After losing their corgi Nugget to cancer, Madison and Brian of New Jersey felt a silence in their home they couldn’t ignore.

Nugget had been Madison’s constant companion—she worked from home, and the quiet stretched long.

Not long after she reminded herself she wasn’t ready to be alone, Madison started looking at corgis to adopt or foster.

One day she spotted a post online: a litter of four corgi puppies and their mother, all rescued from a puppy mill.

The foster care situation needed someone experienced, someone patient. Madison, barely consulting Brian, applied.

She said they’d accept any of them… including the mom.

They were matched with one of the puppies—bundled with love and energy—and named him Strudel.

The mom, now called Pumpkin, wasn’t quite ready to leave the foster home. But the rescue said: when she is ready, you can adopt her too.

Meeting Pumpkin was bittersweet. She was shy—dug a hole, hid under a bush—but her kisses were sweet once you earned them.

Her trust broken by life in a puppy mill, Madison knew Pumpkin needed more than a home—she needed patience, rehabilitation, and forever commitment.

Strudel, meanwhile, was full-of-life and very corgi: confident, cuddly, mischievous.



Handling a puppy is one thing. Taking in a traumatized adult dog is another. Pumpkin had rotten teeth. She was fearful.

There were walks she wouldn’t take, noises that startled her. Madison and Brian whispered worries: Could we manage both?

Could we give Pumpkin what she needed?

Still, every time they thought about letting Pumpkin go, something tugged at their hearts.

Strudel already seemed to understand her.

He behaved like a confident little brother, showing Pumpkin how life outside fear could be—that kindness, the simple things: walks, playing, resting without dread.

It took time.
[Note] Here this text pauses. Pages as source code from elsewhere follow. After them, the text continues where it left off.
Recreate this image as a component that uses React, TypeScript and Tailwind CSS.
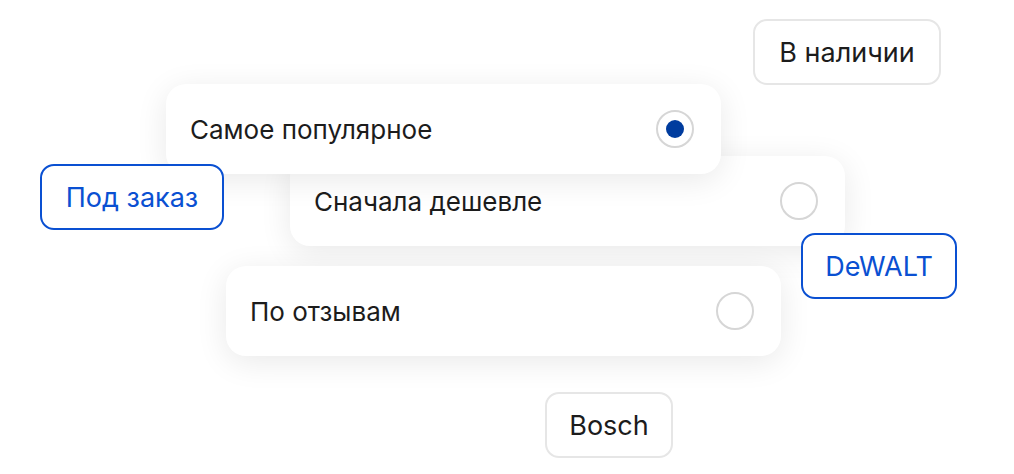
const options = [
  { label: 'Самое популярное', checked: true, pos: 'left-[166px] top-[84px] z-30' },
  { label: 'Сначала дешевле', checked: false, pos: 'left-[290px] top-[156px] z-20' },
  { label: 'По отзывам', checked: false, pos: 'left-[226px] top-[266px] z-20' },
];

const chips = [
  { label: 'В наличии', active: false, pos: 'left-[753px] top-[19px] w-[188px]' },
  { label: 'Под заказ', active: true, pos: 'left-[40px] top-[164px] w-[184px]' },
  { label: 'DeWALT', active: true, pos: 'left-[801px] top-[233px] w-[156px]' },
  { label: 'Bosch', active: false, pos: 'left-[545px] top-[392px] w-[128px]' },
];

function Radio({ checked }: { checked: boolean }) {
  return (
    <span className="w-[38px] h-[38px] rounded-full border-2 border-[#d6d6d6] flex items-center justify-center bg-white">
      {checked && <span className="w-[18px] h-[18px] rounded-full bg-[#003c9e]" />}
    </span>
  );
}

export default function App() {
  return (
    <div className="relative w-[1014px] h-[474px] bg-white overflow-hidden font-['Inter','Liberation_Sans',sans-serif] text-[#1c1c1c]">
      {/* карточки сортировки */}
      {options.map((o) => (
        <div
          key={o.label}
          className={`absolute ${o.pos} w-[555px] h-[90px] rounded-[20px] bg-white shadow-[0_6px_32px_rgba(0,0,0,0.09)] flex items-center justify-between pl-[24px] pr-[27px] text-[26px]`}
        >
          <span>{o.label}</span>
          <Radio checked={o.checked} />
        </div>
      ))}

      {/* фильтры-чипы */}
      {chips.map((c) => (
        <div
          key={c.label}
          className={`absolute ${c.pos} z-40 h-[66px] pt-[2px] rounded-[14px] bg-white flex items-center justify-center text-[27px] ${
            c.active ? 'border-2 border-[#0a50d2] text-[#0a50d2]' : 'border-2 border-[#e6e6e6]'
          }`}
        >
          {c.label}
        </div>
      ))}
    </div>
  );
}
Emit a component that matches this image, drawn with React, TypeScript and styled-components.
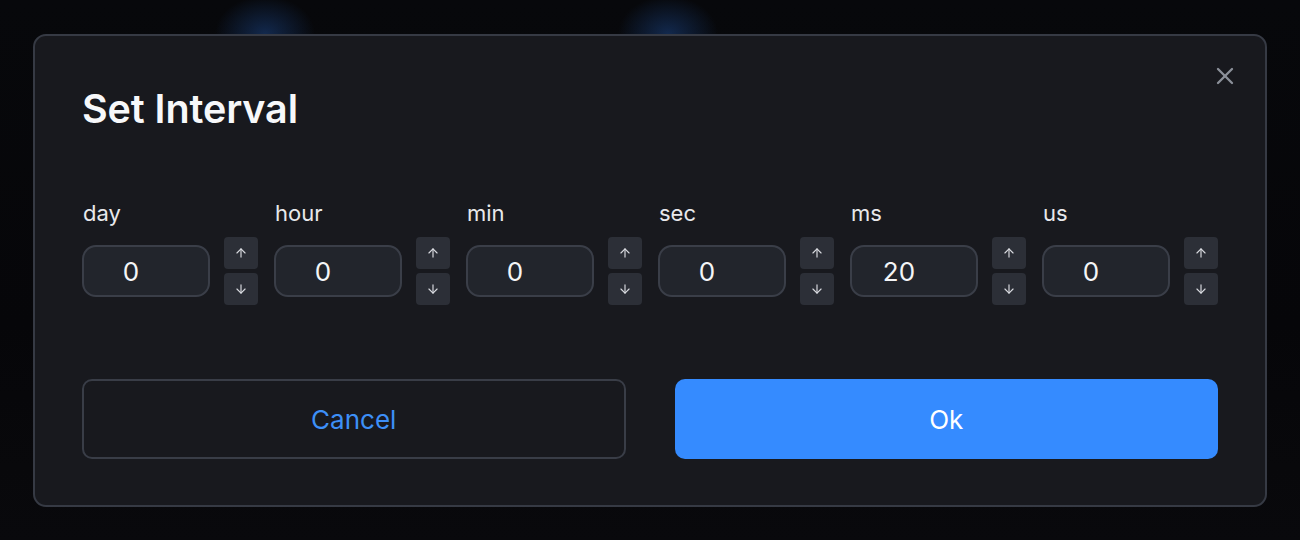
import React from "react";
import styled, { createGlobalStyle } from "styled-components";
import { ArrowUp, ArrowDown, X } from "lucide-react";

const GlobalStyle = createGlobalStyle`
  html, body {
    margin: 0;
    padding: 0;
    height: 100%;
  }

  body {
    font-family: Inter, "Noto Sans", sans-serif;
    background-color: #060609;
    background-image:
      radial-gradient(ellipse 50px 38px at 265px 34px, rgba(22, 52, 100, 0.75), rgba(22, 52, 100, 0) 100%),
      radial-gradient(ellipse 50px 38px at 668px 34px, rgba(22, 52, 100, 0.75), rgba(22, 52, 100, 0) 100%),
      linear-gradient(180deg, #07080b 0%, #060609 60%, #09090c 100%);
    background-repeat: no-repeat;
  }

  #root {
    width: 1300px;
    height: 540px;
  }
`;

const Page = styled.div`
  width: 1300px;
  height: 540px;
  padding: 34px 33px 33px;
  box-sizing: border-box;
`;

const Dialog = styled.div`
  position: relative;
  height: 473px;
  box-sizing: border-box;
  background: #18191e;
  border: 2px solid #363a44;
  border-radius: 13px;
  padding: 50px 47px 0;
  display: flex;
  flex-direction: column;
`;

const CloseButton = styled.button`
  position: absolute;
  top: 24px;
  right: 24px;
  width: 32px;
  height: 32px;
  padding: 0;
  border: none;
  background: transparent;
  color: #8b9099;
  display: flex;
  align-items: center;
  justify-content: center;
  cursor: pointer;
`;

const Title = styled.h2`
  margin: 0;
  font-size: 39.5px;
  line-height: 47px;
  font-weight: 600;
  color: #f7f8fa;
  letter-spacing: -0.1px;
`;

const Fields = styled.div`
  display: grid;
  grid-template-columns: repeat(6, 176px);
  column-gap: 16px;
  margin-top: 67px;
`;

const Field = styled.div`
  display: flex;
  flex-direction: column;
`;

const Label = styled.label`
  font-size: 22px;
  line-height: 27px;
  color: #e8e9ec;
  margin-left: 1px;
`;

const Control = styled.div`
  display: flex;
  align-items: center;
  gap: 14px;
  margin-top: 10px;
`;

const ValueBox = styled.div`
  width: 128px;
  height: 52px;
  box-sizing: border-box;
  background: #22252c;
  border: 2px solid #3a3e48;
  border-radius: 14px;
  display: flex;
  align-items: center;
  padding-right: 30px;
  justify-content: center;
  font-size: 26px;
  color: #f4f5f7;
`;

const Spinner = styled.div`
  display: flex;
  flex-direction: column;
  gap: 4px;
`;

const SpinButton = styled.button`
  width: 34px;
  height: 32px;
  padding: 0;
  border: none;
  border-radius: 4px;
  background: #2c2f37;
  color: #d9dbe0;
  display: flex;
  align-items: center;
  justify-content: center;
  cursor: pointer;
`;

const Actions = styled.div`
  display: grid;
  grid-template-columns: 1fr 1fr;
  column-gap: 49px;
  margin-top: 74px;
`;

const ActionButton = styled.button<{ $primary?: boolean }>`
  height: 80px;
  box-sizing: border-box;
  border-radius: 10px;
  font-family: Inter, "Noto Sans", sans-serif;
  font-size: 26px;
  font-weight: 400;
  cursor: pointer;
  background: ${(p) => (p.$primary ? "#358bff" : "transparent")};
  color: ${(p) => (p.$primary ? "#ffffff" : "#3d8ff7")};
  border: ${(p) => (p.$primary ? "none" : "2px solid #393d47")};
`;

const fields = [
  { label: "day", value: "0" },
  { label: "hour", value: "0" },
  { label: "min", value: "0" },
  { label: "sec", value: "0" },
  { label: "ms", value: "20" },
  { label: "us", value: "0" },
];

const App: React.FC = () => {
  return (
    <>
      <GlobalStyle />
      <Page>
        <Dialog>
          <CloseButton aria-label="Close">
            <X size={28} strokeWidth={2} />
          </CloseButton>
          <Title>Set Interval</Title>
          <Fields>
            {fields.map((f) => (
              <Field key={f.label}>
                <Label>{f.label}</Label>
                <Control>
                  <ValueBox>{f.value}</ValueBox>
                  <Spinner>
                    <SpinButton aria-label="increase">
                      <ArrowUp size={14} strokeWidth={2} />
                    </SpinButton>
                    <SpinButton aria-label="decrease">
                      <ArrowDown size={14} strokeWidth={2} />
                    </SpinButton>
                  </Spinner>
                </Control>
              </Field>
            ))}
          </Fields>
          <Actions>
            <ActionButton>Cancel</ActionButton>
            <ActionButton $primary>Ok</ActionButton>
          </Actions>
        </Dialog>
      </Page>
    </>
  );
};

export default App;
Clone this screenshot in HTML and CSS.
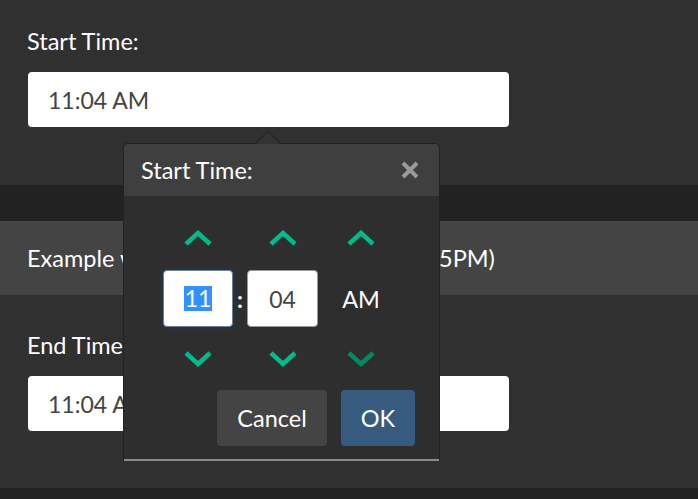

They asked family members whether they might adopt Pumpkin themselves.

They considered insurance, vet bills, behavior training.

But one morning, Madison woke up and asked Brian: “What are we even doing? We obviously want her. We’ll figure out the rest.”



So they went and brought Pumpkin home. Not just as Strudel’s mom, but as a full member of the family.

It wasn’t perfect at first—adjusting schedules, handling puppy energy and healing trauma—but it was right.

Now, a couple years later, they look back and marvel. Strudel and Pumpkin have grown inseparable.

They play together, sleep together, share everything. Strudel’s confidence, joy, and curious spirit helped Pumpkin come out of her shell.

She learned by watching him: how to sit, lay down, walk with confidence, even relax.

Madison posts their journey on TikTok (@maddieandnugget). One video shows both dogs in outfits for holidays.

Another shows Pumpkin growing braver. The internet wept tears of joy. “He can live his whole life with his mother?”

“Taking the mama who often gets overlooked is making me bawl,” people wrote.

Madison says bringing Pumpkin in wasn’t just an adoption.

It was an act of love for four souls—Pumpkin, Strudel, themselves, and Nugget’s memory.

Choosing Pumpkin meant doubling down on compassion, on not leaving someone behind.

It meant that sometimes the unexpected choice is also the most beautiful.